The service and database section is equivalent to below duplicated version:

service:
  env: production
  retries: 6 # overwritten by service retries value
  port: 8080
 
database:
  env: production
  retries: 3
  host: localhost
  port: 5432

Reading and Writing YAML

PyYAML Example:

import yaml
# Read from string
yaml_string = "name: Bob\nage: 25"
data = yaml.safe_load(yaml_string)
print(data["name"])  # Output: Bob
 
# Write to file
data = {"name": "Charlie", "age": 35}
with open("output.yaml", "w") as file:
    yaml.safe_dump(data, file)

CAUTION

Never parse YAML from untrusted sources with yaml.load() unless using a safe loader. Always prefer safe_load() or explicitly specify a safe loading strategy.

ruamel.yaml Example:

from ruamel.yaml import YAML
yaml = YAML()
with open("config.yaml", "r") as file:
    data = yaml.load(file)
data["age"] = 35
with open("output.yaml", "w") as file:
    yaml.dump(data, file)

Compatibility Issues

  • YAML Versions: YAML 1.2’s stricter rules may fail with YAML 1.1 parsers like PyYAML.
  • ruamel.yaml: Version 0.18.0 deprecated load/dump, requiring YAML().load()/YAML().dump().
  • JSON: Single specification, no versioning issues, fully compatible with YAML 1.2.

TIP

If you rely on on/off as booleans, stick with a YAML 1.1–aware parser (e.g., PyYAML).

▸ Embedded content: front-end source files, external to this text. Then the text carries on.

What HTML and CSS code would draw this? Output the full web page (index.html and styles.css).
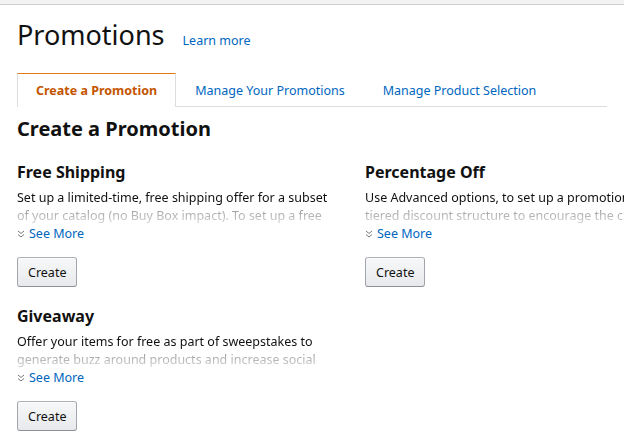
FILE: index.html
```html
<!DOCTYPE html>
<html>
<head>
<meta charset="utf-8">
<link rel="stylesheet" href="styles.css">
</head>
<body>
<div class="topbar"></div>
<div class="page">
  <div class="title-row">
    <h1 class="title">Promotions</h1>
    <a class="link learn" href="#">Learn more</a>
  </div>
  <ul class="tabs">
    <li class="tab active">Create a Promotion</li>
    <li class="tab">Manage Your Promotions</li>
    <li class="tab">Manage Product Selection</li>
  </ul>
  <h2 class="section-title">Create a Promotion</h2>
  <div class="grid">
    <div class="card">
      <h3 class="card-title">Free Shipping</h3>
      <p class="desc">Set up a limited-time, free shipping offer for a subset of your catalog (no Buy Box impact). To set up a free shipping promotion, select products and define the shipping speeds.</p>
      <a class="link more" href="#"><svg class="chev" width="8" height="8" viewBox="0 0 8 8"><path d="M1 1 L4 3.5 L7 1 M1 4.5 L4 7 L7 4.5" fill="none" stroke="#777" stroke-width="1"/></svg><span>See More</span></a>
      <button class="btn">Create</button>
    </div>
    <div class="card">
      <h3 class="card-title">Percentage Off</h3>
      <p class="desc">Use Advanced options, to set up a promotion with a tiered discount structure to encourage the customer to buy more.</p>
      <a class="link more" href="#"><svg class="chev" width="8" height="8" viewBox="0 0 8 8"><path d="M1 1 L4 3.5 L7 1 M1 4.5 L4 7 L7 4.5" fill="none" stroke="#777" stroke-width="1"/></svg><span>See More</span></a>
      <button class="btn">Create</button>
    </div>
    <div class="card">
      <h3 class="card-title">Giveaway</h3>
      <p class="desc">Offer your items for free as part of sweepstakes to generate buzz around products and increase social media following.</p>
      <a class="link more" href="#"><svg class="chev" width="8" height="8" viewBox="0 0 8 8"><path d="M1 1 L4 3.5 L7 1 M1 4.5 L4 7 L7 4.5" fill="none" stroke="#777" stroke-width="1"/></svg><span>See More</span></a>
      <button class="btn">Create</button>
    </div>
  </div>
</div>
</body>
</html>
```
FILE: styles.css
```css
html, body {
  margin: 0;
  padding: 0;
  background: #fff;
  overflow: hidden;
}
body {
  font-family: "Noto Sans", "Liberation Sans", sans-serif;
  font-size: 12.5px;
  line-height: 18px;
  color: #111;
  width: 624px;
  height: 437px;
}
.topbar {
  height: 4px;
  background: #f3f3f3;
  border-bottom: 1px solid #cfcfcf;
}
.page {
  padding: 0 17px;
  width: 800px;
}
.title-row {
  display: flex;
  align-items: baseline;
  gap: 18px;
  margin-top: 12px;
}
.title {
  margin: 0;
  font-size: 27px;
  line-height: 36px;
  font-weight: 400;
}
.learn {
  font-size: 12.5px;
}
.link {
  color: #0066c0;
  text-decoration: none;
}
.tabs {
  list-style: none;
  margin: 20px 0 0;
  padding: 0;
  display: flex;
  border-bottom: 1px solid #ddd;
  width: 590px;
}
.tab {
  padding: 8px 18px 6px;
  line-height: 18px;
  color: #0066c0;
  border: 1px solid transparent;
  border-bottom: none;
  margin-bottom: -1px;
}
.tab.active {
  color: #c45500;
  font-weight: 700;
  border-color: #ddd;
  border-top: 1px solid #e47911;
  background: #fff;
  padding-bottom: 7px;
}
.section-title {
  margin: 9px 0 0;
  font-size: 20px;
  line-height: 26px;
  font-weight: 700;
}
.grid {
  display: grid;
  grid-template-columns: 320px 320px;
  column-gap: 28px;
  row-gap: 17px;
  margin-top: 18px;
}
.card {
  display: flex;
  flex-direction: column;
  align-items: flex-start;
}
.card-title {
  margin: 0 0 5px;
  font-size: 16px;
  line-height: 24px;
  font-weight: 700;
}
.desc {
  margin: 0;
  height: 36px;
  overflow: hidden;
  -webkit-mask-image: linear-gradient(to bottom, #000 48%, rgba(0,0,0,0.4) 60%, rgba(0,0,0,0.15) 100%);
  mask-image: linear-gradient(to bottom, #000 48%, rgba(0,0,0,0.4) 60%, rgba(0,0,0,0.15) 100%);
}
.more {
  display: flex;
  align-items: center;
  gap: 4px;
}
.chev {
  display: block;
}
.btn {
  margin-top: 14px;
  height: 30px;
  padding: 0 10px;
  font-family: inherit;
  font-size: 12.5px;
  color: #111;
  border: 1px solid #adb1b8;
  border-color: #adb1b8 #a2a6ac #8d9096;
  border-radius: 3px;
  background: linear-gradient(to bottom, #f7f8fa, #e7e9ec);
  box-shadow: inset 0 1px 0 rgba(255,255,255,0.6);
}
```
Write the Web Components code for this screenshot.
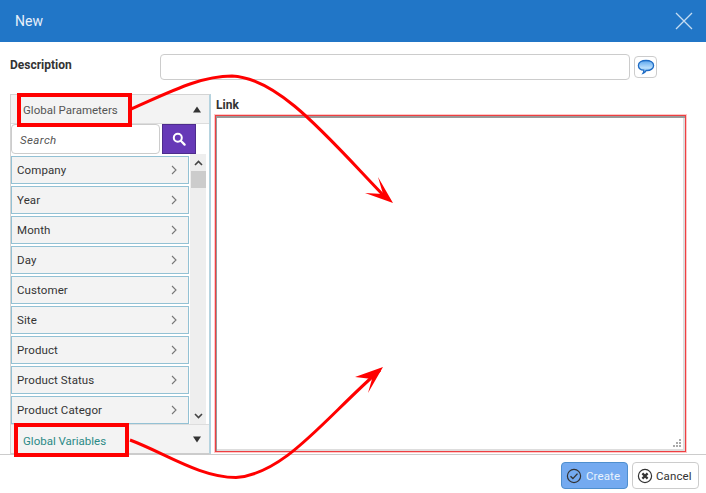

For YAML 1.2 (e.g., ruamel.yaml), quote them or replace them with true/false.

Best Practices:

  • Use encoding='utf-8' for non-ASCII files.

  • Use safe_load or YAML(typ='safe') to avoid security risks (code injection).

  • Handle errors:

    try:
        data = yaml.safe_load(file)
    except yaml.YAMLError as e:
        print(f"Invalid YAML: {e}")

Applications

  • Configuration Files: Defines services in Docker, Kubernetes, Ansible.
  • Data Serialization: Stores structured, readable data.
  • DevOps: Simplifies infrastructure-as-code workflows.